ART GOTHIQUE FLAMBOYANT
Le vocabulaire ornemental utilisé dans la chapelle ainsi que la densité du décor illustrent à merveille l’art gothique flamboyant, dernier avatar de ce courant stylistique, qui mêle ici de manière admirable répertoire architectural virtuose et ornements végétaux. La chapelle est cantonnée de deux oratoires construits dans l’épaisseur du mur, réservés aux commanditaires. Les culots de ces espaces sont également sculptés de têtes humaines d’une grande diversité, illustrant la verve et la liberté expressive des sculpteurs. Ainsi, malgré l’exiguïté de l’espace, la chapelle de Ternay livre un exemple saisissant de la richesse, de l’inventivité et de la virtuosité du gothique flamboyant.
À peine plus grande que celle de Ternay, la chapelle du château de Dissay arbore un décor peint d’une richesse et d’une érudition exceptionnelles. Nichée au premier étage d’une des tours du château, elle était reliée aux appartements du commanditaire, Pierre d’Amboise. Évêque de Poitiers de 1481 à 1505, ce dernier appartient à une lignée prestigieuse de bâtisseurs, mécènes et amateurs d’art. Son frère, Georges, fut archevêque de Rouen, cardinal et légat pontifical pour la France, conseiller et ami du roi Louis XII qu’il accompagna lors de ses campagnes d’Italie. Son autre frère, Louis, évêque d’Albi, est à l’origine du décor somptueux de la cathédrale. Dans tous les cas, ces commandes se caractérisent par leur grande qualité artistique. À Dissay, le décor de la chapelle est particulièrement riche et complexe. Sur une superficie de taille modeste, 5,66 mètres par 6,80 mètres, il se développe sur deux registres.
En partie basse, des tentures en trompe-l’œil sont retenues par des anges. En partie haute se déploie une série de tableaux sur le thème de la Miséricorde. Sur le mur ouest est représentée une fontaine de Miséricorde : un Christ en croix surmonte un bassin contenant le sang rédempteur des plaies du Christ. Sur la margelle se tiennent Marie Madeleine, Marie l’Égyptienne, Pierre et Paul, tous quatre pécheurs repentis. Sur le pourtour de la composition, sept anges portent les instruments de la Passion. Ce thème de la fontaine de Miséricorde apparaît au XVe siècle et connaît un succès populaire. En effet, les pécheurs repentis ont un parcours de foi dont la dimension d’humanité peut sembler plus accessible aux fidèles. Sur les murs nord et sud, d’autres tableaux complètent la scène principale : on y trouve Adam, David, Manassé et Nabuchodonosor. Le décor mis en place à Dissay se signale par sa qualité plastique et artistique. Les visages féminins sont d’une grande grâce, avec leurs fronts bombés, leurs yeux étirés en amande, leurs chevelures déployées en longues ondulations, proche de l’art dit de la « détente », qui se développe dans la vallée de la Loire dans la seconde moitié du XVe siècle.
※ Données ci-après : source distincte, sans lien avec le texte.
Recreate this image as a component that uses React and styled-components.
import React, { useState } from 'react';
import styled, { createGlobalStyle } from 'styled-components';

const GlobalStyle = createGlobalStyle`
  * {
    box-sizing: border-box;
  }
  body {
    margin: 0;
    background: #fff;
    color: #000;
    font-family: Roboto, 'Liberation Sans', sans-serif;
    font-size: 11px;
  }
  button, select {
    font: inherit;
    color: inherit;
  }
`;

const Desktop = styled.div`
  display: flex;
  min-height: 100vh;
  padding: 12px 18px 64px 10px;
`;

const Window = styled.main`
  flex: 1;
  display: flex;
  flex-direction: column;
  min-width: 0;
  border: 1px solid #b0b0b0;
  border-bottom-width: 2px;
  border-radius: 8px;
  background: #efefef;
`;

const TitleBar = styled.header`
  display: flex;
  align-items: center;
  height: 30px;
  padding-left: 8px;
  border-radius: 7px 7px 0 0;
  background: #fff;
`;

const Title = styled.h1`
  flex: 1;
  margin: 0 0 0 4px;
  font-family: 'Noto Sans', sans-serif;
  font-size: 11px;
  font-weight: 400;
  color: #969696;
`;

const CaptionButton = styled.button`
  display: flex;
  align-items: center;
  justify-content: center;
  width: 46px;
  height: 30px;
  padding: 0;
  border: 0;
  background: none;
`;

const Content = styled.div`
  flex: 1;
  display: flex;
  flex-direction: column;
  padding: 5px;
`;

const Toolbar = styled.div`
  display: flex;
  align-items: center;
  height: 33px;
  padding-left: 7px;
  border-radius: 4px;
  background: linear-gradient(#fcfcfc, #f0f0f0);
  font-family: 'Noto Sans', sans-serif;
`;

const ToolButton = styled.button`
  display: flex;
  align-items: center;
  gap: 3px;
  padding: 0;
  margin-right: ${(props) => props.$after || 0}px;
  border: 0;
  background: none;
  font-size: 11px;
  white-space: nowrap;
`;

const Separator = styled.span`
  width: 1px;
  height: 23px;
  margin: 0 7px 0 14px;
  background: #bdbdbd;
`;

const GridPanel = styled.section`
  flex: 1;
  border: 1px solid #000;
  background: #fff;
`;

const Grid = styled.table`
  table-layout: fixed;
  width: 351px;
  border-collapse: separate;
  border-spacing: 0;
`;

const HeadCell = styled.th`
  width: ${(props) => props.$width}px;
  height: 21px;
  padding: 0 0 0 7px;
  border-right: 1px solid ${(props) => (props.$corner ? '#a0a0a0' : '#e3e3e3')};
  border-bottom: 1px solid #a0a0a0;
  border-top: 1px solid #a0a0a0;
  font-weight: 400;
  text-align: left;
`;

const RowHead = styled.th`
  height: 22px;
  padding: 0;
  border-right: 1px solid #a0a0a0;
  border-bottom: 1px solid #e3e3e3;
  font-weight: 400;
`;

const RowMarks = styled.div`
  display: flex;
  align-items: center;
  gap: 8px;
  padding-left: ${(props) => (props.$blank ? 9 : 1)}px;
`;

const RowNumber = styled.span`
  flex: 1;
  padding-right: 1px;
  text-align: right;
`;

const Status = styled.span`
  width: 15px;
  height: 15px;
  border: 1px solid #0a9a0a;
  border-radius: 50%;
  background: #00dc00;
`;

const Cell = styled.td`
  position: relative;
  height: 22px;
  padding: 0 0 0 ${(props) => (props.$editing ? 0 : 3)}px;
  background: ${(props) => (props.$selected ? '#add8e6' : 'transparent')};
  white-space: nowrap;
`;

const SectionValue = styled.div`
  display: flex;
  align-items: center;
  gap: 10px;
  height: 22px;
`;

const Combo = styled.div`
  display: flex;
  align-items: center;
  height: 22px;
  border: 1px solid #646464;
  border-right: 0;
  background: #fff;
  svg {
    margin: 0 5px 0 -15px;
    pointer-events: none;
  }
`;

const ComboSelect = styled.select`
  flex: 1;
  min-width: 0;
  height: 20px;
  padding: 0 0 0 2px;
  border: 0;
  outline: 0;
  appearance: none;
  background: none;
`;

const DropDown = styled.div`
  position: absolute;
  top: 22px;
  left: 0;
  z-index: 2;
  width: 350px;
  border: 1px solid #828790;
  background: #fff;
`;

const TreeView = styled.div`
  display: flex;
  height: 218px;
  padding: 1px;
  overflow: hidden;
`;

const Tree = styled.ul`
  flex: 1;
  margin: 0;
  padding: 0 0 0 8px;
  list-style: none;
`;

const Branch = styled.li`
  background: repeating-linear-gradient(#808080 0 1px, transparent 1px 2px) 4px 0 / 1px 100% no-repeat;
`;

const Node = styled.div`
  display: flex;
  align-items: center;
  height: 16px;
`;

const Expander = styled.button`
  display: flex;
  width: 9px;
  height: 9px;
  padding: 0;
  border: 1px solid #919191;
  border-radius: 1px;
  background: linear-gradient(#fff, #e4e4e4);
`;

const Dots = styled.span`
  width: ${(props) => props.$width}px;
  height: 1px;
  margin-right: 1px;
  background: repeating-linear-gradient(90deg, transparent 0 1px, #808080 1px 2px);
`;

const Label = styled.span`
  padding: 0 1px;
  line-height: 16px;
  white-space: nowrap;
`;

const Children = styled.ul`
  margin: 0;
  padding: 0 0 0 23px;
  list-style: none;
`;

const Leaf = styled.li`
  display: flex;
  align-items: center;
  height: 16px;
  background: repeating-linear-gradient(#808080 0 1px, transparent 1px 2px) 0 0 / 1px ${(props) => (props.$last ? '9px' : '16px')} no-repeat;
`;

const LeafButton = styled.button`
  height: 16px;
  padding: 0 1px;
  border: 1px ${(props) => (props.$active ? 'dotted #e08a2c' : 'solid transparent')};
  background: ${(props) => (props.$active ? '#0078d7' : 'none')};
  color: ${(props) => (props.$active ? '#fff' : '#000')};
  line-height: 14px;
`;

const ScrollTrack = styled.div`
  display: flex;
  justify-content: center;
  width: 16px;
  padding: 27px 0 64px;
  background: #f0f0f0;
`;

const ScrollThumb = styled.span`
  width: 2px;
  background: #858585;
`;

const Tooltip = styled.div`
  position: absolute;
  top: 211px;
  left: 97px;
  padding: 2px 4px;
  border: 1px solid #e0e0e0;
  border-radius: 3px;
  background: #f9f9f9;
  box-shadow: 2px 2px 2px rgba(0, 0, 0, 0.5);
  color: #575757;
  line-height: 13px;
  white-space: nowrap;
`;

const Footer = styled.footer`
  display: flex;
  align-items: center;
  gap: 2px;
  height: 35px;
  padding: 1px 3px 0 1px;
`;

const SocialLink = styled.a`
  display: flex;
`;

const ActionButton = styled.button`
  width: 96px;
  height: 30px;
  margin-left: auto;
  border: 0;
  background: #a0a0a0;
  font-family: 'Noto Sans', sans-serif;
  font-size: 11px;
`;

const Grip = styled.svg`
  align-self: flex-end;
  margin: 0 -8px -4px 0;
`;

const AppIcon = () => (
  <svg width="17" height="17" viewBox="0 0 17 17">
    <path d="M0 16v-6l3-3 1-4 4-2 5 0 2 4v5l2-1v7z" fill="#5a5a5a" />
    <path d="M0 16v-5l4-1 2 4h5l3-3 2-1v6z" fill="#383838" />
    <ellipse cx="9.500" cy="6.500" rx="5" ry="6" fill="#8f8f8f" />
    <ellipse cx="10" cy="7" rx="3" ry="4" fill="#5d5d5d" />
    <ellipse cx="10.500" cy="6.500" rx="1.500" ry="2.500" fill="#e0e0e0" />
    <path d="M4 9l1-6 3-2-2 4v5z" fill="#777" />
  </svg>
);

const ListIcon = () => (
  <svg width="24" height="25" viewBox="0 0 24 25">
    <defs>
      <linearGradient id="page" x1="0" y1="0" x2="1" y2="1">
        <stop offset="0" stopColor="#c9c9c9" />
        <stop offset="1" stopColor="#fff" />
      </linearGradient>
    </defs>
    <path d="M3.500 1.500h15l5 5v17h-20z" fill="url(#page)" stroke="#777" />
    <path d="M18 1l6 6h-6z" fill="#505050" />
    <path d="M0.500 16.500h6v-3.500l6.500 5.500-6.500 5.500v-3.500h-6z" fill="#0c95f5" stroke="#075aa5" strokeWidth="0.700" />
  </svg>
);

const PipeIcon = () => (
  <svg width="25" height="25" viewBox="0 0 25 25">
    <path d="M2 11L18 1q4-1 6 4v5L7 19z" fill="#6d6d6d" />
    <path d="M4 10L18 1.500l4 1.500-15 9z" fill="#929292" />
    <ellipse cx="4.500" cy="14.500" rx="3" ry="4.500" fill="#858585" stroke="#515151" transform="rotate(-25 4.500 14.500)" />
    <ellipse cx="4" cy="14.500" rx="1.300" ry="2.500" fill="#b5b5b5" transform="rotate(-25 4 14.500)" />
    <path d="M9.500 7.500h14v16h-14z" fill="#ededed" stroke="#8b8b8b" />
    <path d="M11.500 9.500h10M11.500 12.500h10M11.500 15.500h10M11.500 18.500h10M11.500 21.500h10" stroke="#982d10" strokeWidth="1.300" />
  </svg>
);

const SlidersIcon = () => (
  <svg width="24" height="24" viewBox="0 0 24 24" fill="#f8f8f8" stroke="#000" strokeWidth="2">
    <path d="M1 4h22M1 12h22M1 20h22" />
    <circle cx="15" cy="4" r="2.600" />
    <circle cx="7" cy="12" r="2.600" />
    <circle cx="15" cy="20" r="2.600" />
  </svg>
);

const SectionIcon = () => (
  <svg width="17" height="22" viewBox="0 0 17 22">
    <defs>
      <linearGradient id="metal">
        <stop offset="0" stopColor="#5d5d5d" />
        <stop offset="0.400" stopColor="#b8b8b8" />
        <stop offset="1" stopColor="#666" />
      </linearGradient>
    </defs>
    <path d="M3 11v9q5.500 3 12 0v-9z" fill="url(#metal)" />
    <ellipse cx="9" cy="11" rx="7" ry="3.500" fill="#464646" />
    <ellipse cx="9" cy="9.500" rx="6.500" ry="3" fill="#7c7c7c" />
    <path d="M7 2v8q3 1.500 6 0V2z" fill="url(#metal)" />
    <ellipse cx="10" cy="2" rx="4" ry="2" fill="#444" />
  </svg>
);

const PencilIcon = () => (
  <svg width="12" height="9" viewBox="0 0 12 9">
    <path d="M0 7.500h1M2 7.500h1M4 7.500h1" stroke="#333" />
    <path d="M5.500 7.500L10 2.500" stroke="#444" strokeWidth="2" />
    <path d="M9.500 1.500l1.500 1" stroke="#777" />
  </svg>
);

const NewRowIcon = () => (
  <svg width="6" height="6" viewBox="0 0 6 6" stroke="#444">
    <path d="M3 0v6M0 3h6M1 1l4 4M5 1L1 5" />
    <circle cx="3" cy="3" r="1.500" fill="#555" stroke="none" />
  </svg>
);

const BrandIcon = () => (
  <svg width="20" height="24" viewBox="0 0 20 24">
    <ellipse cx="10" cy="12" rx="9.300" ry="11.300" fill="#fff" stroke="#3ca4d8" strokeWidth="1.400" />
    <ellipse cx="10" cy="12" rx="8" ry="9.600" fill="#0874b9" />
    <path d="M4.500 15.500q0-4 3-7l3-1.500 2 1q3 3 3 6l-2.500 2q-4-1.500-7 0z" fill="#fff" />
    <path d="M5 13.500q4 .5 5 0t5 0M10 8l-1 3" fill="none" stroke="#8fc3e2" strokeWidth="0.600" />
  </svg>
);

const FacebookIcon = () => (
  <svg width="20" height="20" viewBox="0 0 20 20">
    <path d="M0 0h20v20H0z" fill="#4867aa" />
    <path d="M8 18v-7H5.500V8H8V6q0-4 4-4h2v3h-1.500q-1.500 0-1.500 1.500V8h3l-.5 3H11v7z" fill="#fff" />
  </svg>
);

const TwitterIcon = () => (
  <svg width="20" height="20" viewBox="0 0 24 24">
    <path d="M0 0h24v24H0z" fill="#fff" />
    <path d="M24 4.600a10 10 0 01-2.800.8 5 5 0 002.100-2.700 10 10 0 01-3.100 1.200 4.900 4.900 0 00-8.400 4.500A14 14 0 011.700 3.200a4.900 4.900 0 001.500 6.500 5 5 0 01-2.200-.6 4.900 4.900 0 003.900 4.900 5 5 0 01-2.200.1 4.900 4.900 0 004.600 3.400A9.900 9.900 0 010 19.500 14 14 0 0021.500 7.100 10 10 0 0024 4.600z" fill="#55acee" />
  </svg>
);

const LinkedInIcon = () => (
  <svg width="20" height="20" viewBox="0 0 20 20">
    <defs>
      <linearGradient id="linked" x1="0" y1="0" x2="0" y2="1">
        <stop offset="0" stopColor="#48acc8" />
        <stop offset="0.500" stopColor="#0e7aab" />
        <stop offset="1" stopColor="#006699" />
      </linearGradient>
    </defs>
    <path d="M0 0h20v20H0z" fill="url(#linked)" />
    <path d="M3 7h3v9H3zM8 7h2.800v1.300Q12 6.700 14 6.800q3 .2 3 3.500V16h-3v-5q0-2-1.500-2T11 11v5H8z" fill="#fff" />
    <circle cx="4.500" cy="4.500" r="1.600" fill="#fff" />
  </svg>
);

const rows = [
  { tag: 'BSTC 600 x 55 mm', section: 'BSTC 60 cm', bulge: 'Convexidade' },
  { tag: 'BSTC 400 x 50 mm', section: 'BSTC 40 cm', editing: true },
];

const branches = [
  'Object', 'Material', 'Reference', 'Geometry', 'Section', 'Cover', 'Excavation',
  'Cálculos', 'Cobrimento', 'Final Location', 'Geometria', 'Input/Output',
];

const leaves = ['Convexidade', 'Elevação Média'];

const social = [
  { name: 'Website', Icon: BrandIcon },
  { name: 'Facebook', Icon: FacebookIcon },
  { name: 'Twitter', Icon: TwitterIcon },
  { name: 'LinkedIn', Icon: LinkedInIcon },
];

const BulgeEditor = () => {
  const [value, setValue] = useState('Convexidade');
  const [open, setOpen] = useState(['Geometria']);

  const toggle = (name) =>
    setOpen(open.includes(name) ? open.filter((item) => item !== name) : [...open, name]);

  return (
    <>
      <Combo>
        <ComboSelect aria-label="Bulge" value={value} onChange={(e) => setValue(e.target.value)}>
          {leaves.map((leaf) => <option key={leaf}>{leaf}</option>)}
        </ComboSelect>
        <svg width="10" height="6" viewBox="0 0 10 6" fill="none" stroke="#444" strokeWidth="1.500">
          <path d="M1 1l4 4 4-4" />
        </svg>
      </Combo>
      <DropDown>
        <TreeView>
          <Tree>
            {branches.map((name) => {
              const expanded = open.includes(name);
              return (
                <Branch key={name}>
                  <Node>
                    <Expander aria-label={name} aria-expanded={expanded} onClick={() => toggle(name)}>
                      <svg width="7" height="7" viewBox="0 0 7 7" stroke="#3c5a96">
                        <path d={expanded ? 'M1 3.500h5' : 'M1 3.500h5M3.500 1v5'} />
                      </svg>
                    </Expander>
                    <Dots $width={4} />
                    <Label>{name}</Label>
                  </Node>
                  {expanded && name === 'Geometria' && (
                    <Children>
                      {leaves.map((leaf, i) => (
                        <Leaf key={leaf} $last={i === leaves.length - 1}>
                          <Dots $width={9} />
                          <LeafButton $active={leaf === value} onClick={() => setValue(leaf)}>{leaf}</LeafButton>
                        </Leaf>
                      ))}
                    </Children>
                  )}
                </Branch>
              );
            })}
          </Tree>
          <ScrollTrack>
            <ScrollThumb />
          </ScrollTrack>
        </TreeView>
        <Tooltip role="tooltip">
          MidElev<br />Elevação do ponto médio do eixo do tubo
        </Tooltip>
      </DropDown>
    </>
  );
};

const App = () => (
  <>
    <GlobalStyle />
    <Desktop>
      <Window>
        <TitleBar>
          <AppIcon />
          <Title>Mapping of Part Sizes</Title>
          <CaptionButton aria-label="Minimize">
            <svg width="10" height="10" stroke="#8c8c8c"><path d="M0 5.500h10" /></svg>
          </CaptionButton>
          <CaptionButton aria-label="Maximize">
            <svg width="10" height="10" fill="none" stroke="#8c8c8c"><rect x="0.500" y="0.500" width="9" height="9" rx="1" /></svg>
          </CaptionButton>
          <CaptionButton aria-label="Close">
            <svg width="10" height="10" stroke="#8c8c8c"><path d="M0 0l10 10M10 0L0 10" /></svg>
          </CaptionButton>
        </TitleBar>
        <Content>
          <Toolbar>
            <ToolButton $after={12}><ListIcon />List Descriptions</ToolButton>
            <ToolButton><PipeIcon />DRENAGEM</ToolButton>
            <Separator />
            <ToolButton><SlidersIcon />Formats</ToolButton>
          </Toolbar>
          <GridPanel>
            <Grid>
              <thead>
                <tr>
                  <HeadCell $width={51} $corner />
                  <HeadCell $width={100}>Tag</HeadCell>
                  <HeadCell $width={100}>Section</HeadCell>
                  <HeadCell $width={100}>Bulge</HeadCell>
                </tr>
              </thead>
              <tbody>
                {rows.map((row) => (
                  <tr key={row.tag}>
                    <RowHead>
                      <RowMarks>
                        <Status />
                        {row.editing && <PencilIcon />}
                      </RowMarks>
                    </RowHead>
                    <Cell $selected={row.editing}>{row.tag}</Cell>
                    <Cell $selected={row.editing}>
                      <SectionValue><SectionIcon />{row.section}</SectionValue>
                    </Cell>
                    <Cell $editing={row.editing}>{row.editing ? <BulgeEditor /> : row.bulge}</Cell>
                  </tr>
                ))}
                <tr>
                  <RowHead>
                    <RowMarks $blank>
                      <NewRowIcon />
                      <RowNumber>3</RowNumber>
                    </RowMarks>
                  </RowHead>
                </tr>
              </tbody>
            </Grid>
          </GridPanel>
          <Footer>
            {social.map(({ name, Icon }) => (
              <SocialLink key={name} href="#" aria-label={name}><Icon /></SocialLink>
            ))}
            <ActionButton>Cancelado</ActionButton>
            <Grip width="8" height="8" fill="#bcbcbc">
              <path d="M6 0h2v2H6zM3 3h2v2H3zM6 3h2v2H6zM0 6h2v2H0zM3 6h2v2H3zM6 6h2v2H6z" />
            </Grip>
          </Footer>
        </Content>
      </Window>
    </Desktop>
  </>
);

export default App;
Dans le décor peint qui qui se déploie autour de la scène de Crucifixion constituant l’axe central de la fontaine de Miséricorde, à l’intérieur de la chapelle du château de Dissay, sept anges portent les instruments de la Passion dans le décor. © Bernard Galéron / VMF Détail de la figure de saint Paul, insérée dans la scène de la fontaine de Miséricorde. © Bernard Galéron / VMF Figure de Marie Madeleine, détail de la scène de la fontaine de Miséricorde, à l’intérieur de la chapelle du château de Dissay. © Bernard Galéron / VMF
La richesse du décor se traduit également dans le traitement très détaillé des étoffes, des armures des personnages, des ailes des anges dont le miroitement illustre la magnificence de la commande. Celle-ci peut d’ailleurs paraître en contradiction avec la volonté affichée de Pierre d’Amboise de se présenter en repentant. Les fonds des tableaux sont également riches de paysages, d’éléments d’architecture d’un grand naturalisme. Le décor est complété par une série de vers directement issus de la cour de René d’Anjou, que l’on retrouve ici comme à Ternay.
LE CHRIST DE LA VERVOLIÈRE
Aménagé à l’époque de François Ier du Plessis, dans la seconde moitié du XVe siècle, l’oratoire du château de La Vervolière présente un décor plus modeste mais également d’une très grande qualité. Il figure un Christ en croix accosté de deux saints, sur un fond paysagé. Le modelé du corps du Christ est particulièrement sensible : la cage thoracique est très saillante, les bras sont maigres et semblent désarticulés, la tête est penchée sur le côté. L’accent est mis sur la nature humaine du Christ, dans un contexte de spiritualité religieuse proche des deux exemples précédents.